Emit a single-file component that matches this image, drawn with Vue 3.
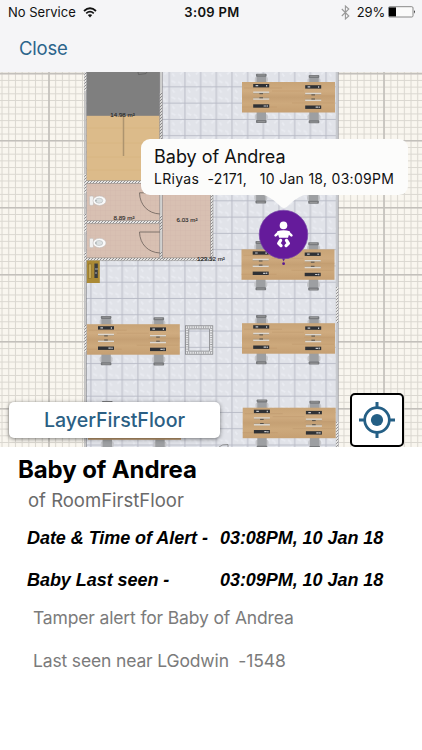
<template>
  <div class="screen">
    <header class="top-bar">
      <div class="status-bar">
        <div class="status-left">
          <span class="carrier">No Service</span>
          <svg class="wifi" width="14" height="11" viewBox="0 0 14 11">
            <path d="M1 4 Q7 -1.4 13 4" fill="none" stroke="#111" stroke-width="1.8" />
            <path d="M3.2 6.3 Q7 3 10.8 6.3" fill="none" stroke="#111" stroke-width="1.7" />
            <path d="M4.8 8.1 Q7 6.3 9.2 8.1 L7 10.5 Z" fill="#111" />
          </svg>
        </div>
        <span class="clock">3:09 PM</span>
        <div class="status-right">
          <svg class="bluetooth" width="9" height="15" viewBox="0 0 9 15">
            <path d="M.8 4 L7.8 11 L4.4 14 V1 L7.8 4 L.8 11" fill="none" stroke="#999" stroke-width="1.1" />
          </svg>
          <span class="percent">29%</span>
          <svg class="battery" width="28" height="12" viewBox="0 0 28 12">
            <rect x=".5" y=".7" width="24.5" height="10.3" rx="1.2" fill="#fafafa" stroke="#888" />
            <rect x="1" y="1.4" width="7" height="9" fill="#000" />
            <path d="M26 4 Q27.8 5.8 26 7.8 Z" fill="#111" />
          </svg>
        </div>
      </div>
      <button class="close">Close</button>
    </header>

    <section class="map">
      <svg class="plan" width="422" height="375" viewBox="0 72 422 375">
        <defs>
          <pattern id="paper" width="6.705" height="6.705" patternUnits="userSpaceOnUse" x="45.6" y="70.35">
            <rect width="6.705" height="6.705" fill="#f9f6ef" />
            <path d="M3.35 0 V6.705 M0 3.35 H6.705" stroke="#dad7d0" stroke-width="1" />
          </pattern>
          <pattern id="tiles" width="15.68" height="16.28" patternUnits="userSpaceOnUse" x="161.5" y="95">
            <rect width="15.68" height="16.28" fill="#e1e3e9" />
            <path d="M1 3 l3 2 M10 2 l4 2 M3 12 l3 -3 M11 11 l2 3 M5 6 l-2 1" stroke="#e9ebf1" stroke-width="1.8" />
            <path d="M7.8 0 V16.28 M0 8.1 H15.68" stroke="#b5b9c5" stroke-width=".9" />
          </pattern>
          <pattern id="hatch" width="3" height="3" patternUnits="userSpaceOnUse">
            <rect width="3" height="3" fill="#e9e8e6" />
            <path d="M0 3 L3 0" stroke="#77777a" stroke-width=".8" />
          </pattern>
          <pattern id="bath" width="5" height="5" patternUnits="userSpaceOnUse">
            <rect width="5" height="5" fill="#d8c0b2" />
            <path d="M0 0 H5 M0 0 V5" stroke="#d1b8aa" stroke-width=".7" />
          </pattern>
          <linearGradient id="wood" x1="0" y1="0" x2="0" y2="1">
            <stop offset="0" stop-color="#c8a477" />
            <stop offset=".3" stop-color="#cfab7f" />
            <stop offset=".5" stop-color="#c5a074" />
            <stop offset=".7" stop-color="#cda97c" />
            <stop offset="1" stop-color="#c6a073" />
          </linearGradient>

          <g id="chair">
            <rect x="-6.5" y="3" width="13" height="6" rx="2" fill="#c5c6ca" />
            <rect x="-4.7" y="1.5" width="9.4" height="11" fill="#9d9fa2" />
            <rect x="-5.3" y="0" width="10.6" height="3" rx=".8" fill="#77797c" />
            <path d="M-3.8 1.3 H3.8" stroke="#aaa" stroke-width=".6" />
          </g>
          <g id="station">
            <rect x="-8" y="2" width="16" height="3.4" fill="#2f3135" />
            <path d="M-5.6 3.7 H-3 M5.4 3 V4.6" stroke="#c9cacc" stroke-width="1.2" />
            <path d="M-8 10.3 H8 M-8 17 H8" stroke="#dcd8d1" stroke-width="1.5" />
            <path d="M-8 11.3 H8 M-8 15.9 H8" stroke="#a49580" stroke-width=".6" />
            <path d="M-1.8 11.7 H1.8 M-1.8 15.8 H1.8" stroke="#54504b" stroke-width="1" />
            <rect x="-8" y="22.3" width="16" height="3.4" fill="#2f3135" />
            <path d="M2.4 24 H4.8 M6 23.2 V24.8" stroke="#c9cacc" stroke-width="1.2" />
          </g>
          <g id="desk">
            <use href="#chair" x="19.3" y="-8.3" />
            <use href="#chair" x="72" y="-7" />
            <use href="#chair" transform="translate(19.3 41) scale(1 -1)" />
            <use href="#chair" transform="translate(72 41.3) scale(1 -1)" />
            <rect width="93" height="30.5" fill="url(#wood)" />
            <path d="M2 6 H40 M30 9 H62 M50 21 H92 M0 25 H35 M62 14 H93" stroke="#bd966a" stroke-width=".5" />
            <use href="#station" x="19.2" />
            <use href="#station" x="71.2" y="1.2" />
          </g>
          <g id="toilet">
            <rect x="0" y="-4.7" width="4" height="9.4" rx="1.3" fill="#f1f1f1" stroke="#b8b4b1" stroke-width=".5" />
            <ellipse cx="10" cy="0" rx="6.5" ry="4.7" fill="#fafafa" stroke="#bdb9b6" stroke-width=".5" />
            <ellipse cx="9.6" cy="0" rx="3.7" ry="2.5" fill="#dce1e2" stroke="#aab1b3" stroke-width=".5" />
            <circle cx="6.5" cy="0" r=".7" fill="#8d9698" />
          </g>
        </defs>

        <!-- grid paper around the building -->
        <rect y="72" width="422" height="375" fill="url(#paper)" />
        <path d="M49 72 V447 M384 72 V447 M0 73.6 H422 M0 140.7 H422 M0 207.7 H422 M0 274.8 H422 M0 341.8 H422 M0 408.8 H422" stroke="#c3c0bb" stroke-width="1.6" />

        <!-- office floor and outer walls -->
        <rect x="86" y="72" width="251" height="375" fill="url(#tiles)" />
        <path d="M84.8 72 V447" stroke="#c3c3c3" stroke-width="1.6" />
        <path d="M86.3 72 V447" stroke="#85868a" stroke-width=".8" />
        <path d="M337 72 V447" stroke="#c7c9ce" stroke-width="2.6" />
        <path d="M338.4 72 V447" stroke="#909196" stroke-width=".6" />
        <rect
          v-for="wall in outerWalls"
          :key="wall.join()"
          :x="wall[0] - 1"
          :y="wall[1]"
          width="2"
          :height="wall[2] - wall[1]"
          fill="url(#hatch)"
        />

        <!-- store room -->
        <rect x="86.7" y="72" width="73.3" height="44" fill="#7f7f7f" />
        <path d="M138 72 L138.5 74.6 L146 73.6 L147 72" fill="none" stroke="#555" stroke-width=".6" />
        <rect x="86.7" y="115.8" width="73.3" height="65.2" fill="#dcbb8a" />
        <path d="M87 128 H159 M87 143 H159 M87 157 H159 M87 170 H159" stroke="#d7b582" stroke-width=".8" />
        <path d="M123.5 117 V156" stroke="#ad946f" stroke-width="1.5" />

        <!-- bathrooms -->
        <rect x="86.7" y="183" width="124.3" height="75.5" fill="url(#bath)" />
        <rect x="86" y="180.7" width="75" height="2.6" fill="url(#hatch)" />
        <rect x="86" y="220.8" width="75" height="2.6" fill="url(#hatch)" />
        <rect x="86" y="258" width="126.5" height="2.4" fill="url(#hatch)" />
        <path d="M86 180.6 H161 M86 183.5 H161 M86 220.6 H161 M86 223.6 H161 M86 257.8 H212 M86 260.6 H212" stroke="#85807e" stroke-width=".5" />
        <rect x="159.8" y="72" width="2.4" height="187" fill="#dedddc" />
        <rect x="159.8" y="92" width="2.4" height="90" fill="url(#hatch)" />
        <rect x="159.8" y="215" width="2.4" height="16" fill="url(#hatch)" />
        <rect x="159.8" y="252" width="2.4" height="8" fill="url(#hatch)" />
        <path d="M159.8 72 V259 M162.3 72 V259" stroke="#77777a" stroke-width=".6" />
        <rect x="210.6" y="181" width="2.2" height="79.5" fill="url(#hatch)" />
        <path d="M210.5 181 V260 M213 181 V260" stroke="#85807e" stroke-width=".5" />
        <path d="M160 192.8 H139.5 C139.8 205 148 213.5 160 214 M160 232 H139.5 C139.8 244 148 252.5 160 253" fill="none" stroke="#756962" stroke-width=".9" />
        <use href="#toilet" x="89.5" y="200.7" />
        <use href="#toilet" x="89.5" y="243" />

        <!-- cabinet -->
        <rect x="86.8" y="260.5" width="13" height="22.5" fill="#ab8a35" />
        <rect x="88.5" y="264" width="3" height="14.5" fill="#c5aa5b" stroke="#806422" stroke-width=".5" />
        <rect x="94.4" y="263.5" width="3.4" height="14.5" fill="#3a3d40" />
        <path d="M95 269 H98 M95 273 H97" stroke="#bbb" stroke-width=".9" />

        <!-- pillar -->
        <rect x="187.2" y="327.3" width="24" height="25.4" fill="none" stroke="#e6e7e9" stroke-width="3" />
        <path d="M187 327.3 H211.5 M187 352.7 H211.5" stroke="#9a9b9e" stroke-width="2" stroke-dasharray=".8 1.5" />
        <path d="M187.2 328 V353 M211.2 328 V353" stroke="#9a9b9e" stroke-width="2" stroke-dasharray=".8 1.5" />
        <rect x="185.6" y="325.8" width="27.2" height="28.4" fill="none" stroke="#77787b" stroke-width=".7" />
        <rect x="188.8" y="328.9" width="20.8" height="22.2" fill="none" stroke="#77787b" stroke-width=".7" />
        <path d="M219 447 Q222 444 228 444.5 V447" fill="none" stroke="#777" stroke-width=".7" />

        <use v-for="desk in desks" :key="desk.x + '-' + desk.y" href="#desk" :x="desk.x" :y="desk.y" />

        <text v-for="area in areas" :key="area.label" class="area" :x="area.x" :y="area.y" text-anchor="middle">{{ area.label }}</text>

        <!-- baby marker -->
        <g class="marker">
          <path d="M281.5 257 L283.6 261.5 L285.7 257 Z" fill="#5b1a91" />
          <circle cx="283.6" cy="263.7" r="1.4" fill="#5b1a91" />
          <circle cx="283.5" cy="234.5" r="24.3" fill="#651b9b" stroke="#7747a8" stroke-width=".7" />
          <circle cx="283.5" cy="225.4" r="3.8" fill="#fff" />
          <path d="M277 231.4 Q283.5 229 290 231.4 L288 237.8 H279.2 Z" fill="#fff" />
          <path d="M279 232.2 L275.6 235.4 M288 232.2 L291.4 235.4" stroke="#fff" stroke-width="2.6" stroke-linecap="round" />
          <path d="M280.6 240.4 L278.7 243.3 L281 245.6 M286.5 240.4 L288.4 243.3 L286.1 245.6" fill="none" stroke="#fff" stroke-width="3.3" stroke-linecap="round" stroke-linejoin="round" />
        </g>
      </svg>

      <div class="callout">
        <svg class="callout-tail" width="50" height="15" viewBox="0 0 50 15">
          <path d="M0 0 H50 C41 1 34 7 30 11 C26 15 24 15 20 11 C16 7 9 1 0 0 Z" fill="#fcfcfb" />
        </svg>
        <div class="callout-title">{{ baby.name }}</div>
        <div class="callout-text">{{ baby.tag }}</div>
      </div>

      <button class="layer">LayerFirstFloor</button>
      <button class="locate">
        <svg width="36" height="36" viewBox="0 0 36 36">
          <circle cx="18" cy="18" r="12.3" fill="none" stroke="#245f85" stroke-width="2.7" />
          <circle cx="18" cy="18" r="6.1" fill="#245f85" />
          <path d="M18 0 V6 M18 30 V36 M0 18 H6 M30 18 H36" stroke="#245f85" stroke-width="3" />
        </svg>
      </button>
    </section>

    <section class="details">
      <h1 class="name">{{ baby.name }}</h1>
      <p class="room">of RoomFirstFloor</p>
      <div v-for="row in rows" :key="row.label" class="row">
        <span class="row-label">{{ row.label }}</span>
        <span class="row-value">{{ row.value }}</span>
      </div>
      <p class="note tamper">Tamper alert for Baby of Andrea</p>
      <p class="note last-seen">Last seen near LGodwin&nbsp; -1548</p>
    </section>
  </div>
</template>

<script setup>
import { ref } from 'vue';

const baby = ref({
  name: 'Baby of Andrea',
  tag: 'LRiyas  -2171,   10 Jan 18, 03:09PM'
});

const rows = ref([
  { label: 'Date & Time of Alert -', value: '03:08PM, 10 Jan 18' },
  { label: 'Baby Last seen -', value: '03:09PM, 10 Jan 18' }
]);

const desks = [
  { x: 242, y: 82 },
  { x: 241.5, y: 162.5 },
  { x: 241.5, y: 249.3 },
  { x: 242, y: 323.2 },
  { x: 86.8, y: 324.2 },
  { x: 242.7, y: 407.7 },
  { x: 88, y: 409.3 }
];

const areas = [
  { label: '14.98 m²', x: 122.5, y: 117.2 },
  { label: '8.89 m²', x: 124, y: 219.9 },
  { label: '6.03 m²', x: 187, y: 222 },
  { label: '129.32 m²', x: 211, y: 261 }
];

// x, top, bottom
const outerWalls = [
  [85.4, 72, 91],
  [85.4, 174, 193],
  [85.4, 214, 232],
  [85.4, 252, 262],
  [85.4, 325, 352],
  [337.2, 287, 323],
  [337.2, 422, 447]
];
</script>

<style>
body {
  margin: 0;
  background: #fff;
}
</style>

<style scoped>
.screen {
  width: 422px;
  height: 750px;
  overflow: hidden;
  background: #fff;
  font-family: Inter, "Liberation Sans", sans-serif;
}

button {
  margin: 0;
  padding: 0;
  border: none;
  font-family: inherit;
  cursor: pointer;
}

.top-bar {
  height: 72px;
  background: #f5f5f7;
}

.status-bar {
  display: grid;
  grid-template-columns: 1fr auto 1fr;
  align-items: center;
  height: 24px;
  padding: 0 6px 0 8px;
  font-size: 13px;
  color: #111;
}

.status-left,
.status-right {
  display: flex;
  align-items: center;
}

.status-right {
  justify-content: flex-end;
}

.carrier {
  letter-spacing: 0;
}

.wifi {
  margin-left: 7px;
}

.clock {
  font-weight: 600;
  letter-spacing: 0.35px;
}

.percent {
  margin: 0 3px 0 7px;
  letter-spacing: -0.2px;
}

.close {
  display: block;
  margin: 12px 0 0 19px;
  background: none;
  font-size: 18.5px;
  letter-spacing: -0.2px;
  line-height: 24px;
  color: #2b648b;
}

.map {
  position: relative;
  height: 375px;
}

.plan {
  display: block;
}

.area {
  font-family: "Liberation Sans", sans-serif;
  font-size: 6.2px;
  fill: #222;
  stroke: #222;
  stroke-width: 0.1px;
}

.callout {
  position: absolute;
  left: 141px;
  top: 67px;
  width: 267px;
  height: 56px;
  box-sizing: border-box;
  padding: 6px 0 0 13px;
  border-radius: 9px;
  background: #fcfcfb;
  color: #111;
}

.callout-tail {
  position: absolute;
  left: 118px;
  top: 55px;
}

.callout-title {
  font-size: 18px;
  line-height: 24px;
}

.callout-text {
  font-size: 14px;
  letter-spacing: 0.29px;
  line-height: 19px;
  white-space: pre;
}

.layer {
  position: absolute;
  left: 9px;
  top: 330px;
  width: 211px;
  height: 36px;
  border-radius: 5px;
  background: #fff;
  box-shadow: 0 1px 4px rgba(0, 0, 0, 0.5);
  font-size: 19.6px;
  font-weight: 500;
  color: #2b5f84;
}

.locate {
  position: absolute;
  left: 350px;
  top: 321px;
  width: 54px;
  height: 54px;
  display: flex;
  align-items: center;
  justify-content: center;
  border: 2px solid #000;
  border-radius: 5px;
  background: #fff;
}

.details {
  padding-top: 8px;
}

.name {
  margin: 0 0 0 18px;
  font-size: 24px;
  letter-spacing: -0.1px;
  line-height: 30px;
  font-weight: 700;
  color: #000;
}

.room {
  margin: 3px 0 0 28px;
  font-size: 18.5px;
  line-height: 24px;
  color: #6a6a6a;
}

.row {
  display: flex;
  height: 42px;
  padding-left: 27px;
  align-items: center;
  font-family: "Liberation Sans", Arial, sans-serif;
  font-size: 18px;
  letter-spacing: -0.05px;
  font-weight: 700;
  font-style: italic;
  color: #000;
  white-space: nowrap;
}

.room + .row {
  margin-top: 5px;
}

.row-label {
  width: 193px;
}

.note {
  margin: 0 0 0 33px;
  font-size: 17.5px;
  letter-spacing: -0.15px;
  line-height: 24px;
  color: #7b7b7b;
}

.tamper {
  margin-top: 5px;
}

.last-seen {
  margin-top: 19px;
}
</style>
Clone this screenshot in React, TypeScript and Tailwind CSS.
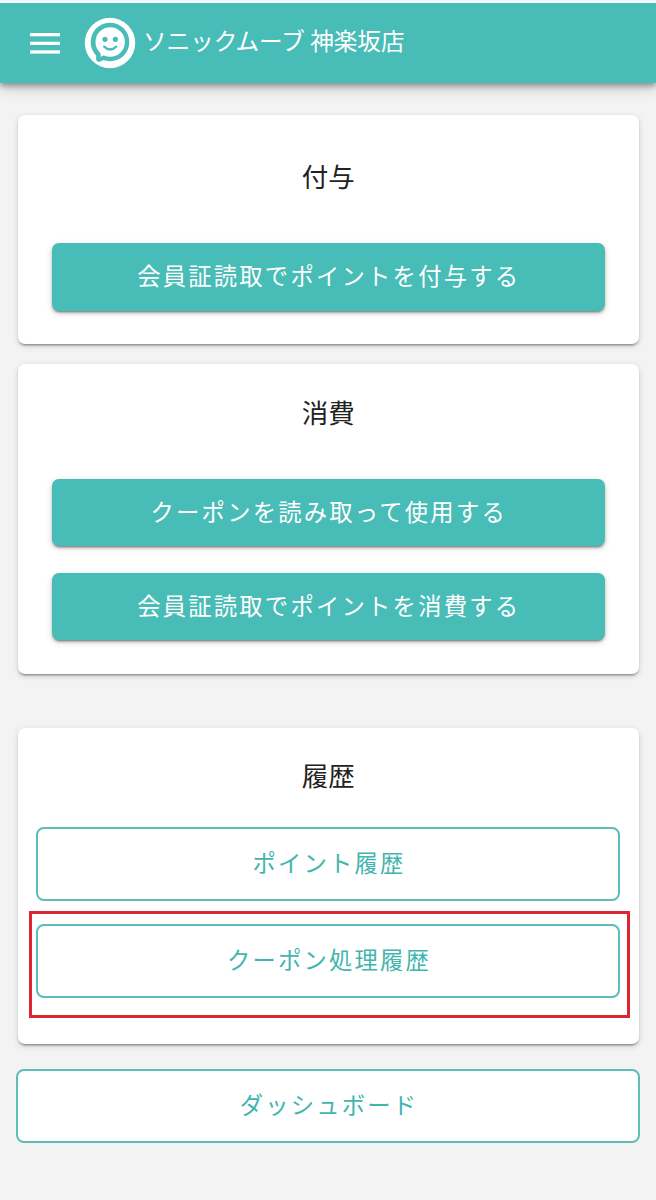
- - -
→ What is being asked: Select all lines with the word "this" from the entries above.

→ Result:
Emit a single-file component that matches this image, drawn with Vue 3.
Clone this screenshot in React, TypeScript and Tailwind CSS.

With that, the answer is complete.